17. With regard to the superstitions of logicians, I shall never tire of emphasizing a small, terse fact, which is unwillingly recognized by these credulous minds—namely, that a thought comes when "it" wishes, and not when "I" wish; so that it is a PERVERSION of the facts of the case to say that the subject "I" is the condition of the predicate "think." ONE thinks; but that this "one" is precisely the famous old "ego," is, to put it mildly, only a supposition, an assertion, and assuredly not an "immediate certainty." After all, one has even gone too far with this "one thinks"—even the "one" contains an INTERPRETATION of the process, and does not belong to the process itself. One infers here according to the usual grammatical formula—"To think is an activity; every activity requires an agency that is active; consequently"... It was pretty much on the same lines that the older atomism sought, besides the operating "power," the material particle wherein it resides and out of which it operates—the atom.
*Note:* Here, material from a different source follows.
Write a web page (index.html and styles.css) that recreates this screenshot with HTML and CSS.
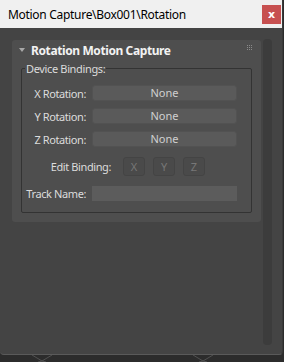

More rigorous minds, however, learnt at last to get along without this "earth-residuum," and perhaps some day we shall accustom ourselves, even from the logician's point of view, to get along without the little "one" (to which the worthy old "ego" has refined itself).

18. It is certainly not the least charm of a theory that it is refutable; it is precisely thereby that it attracts the more subtle minds. It seems that the hundred-times-refuted theory of the "free will" owes its persistence to this charm alone; some one is always appearing who feels himself strong enough to refute it.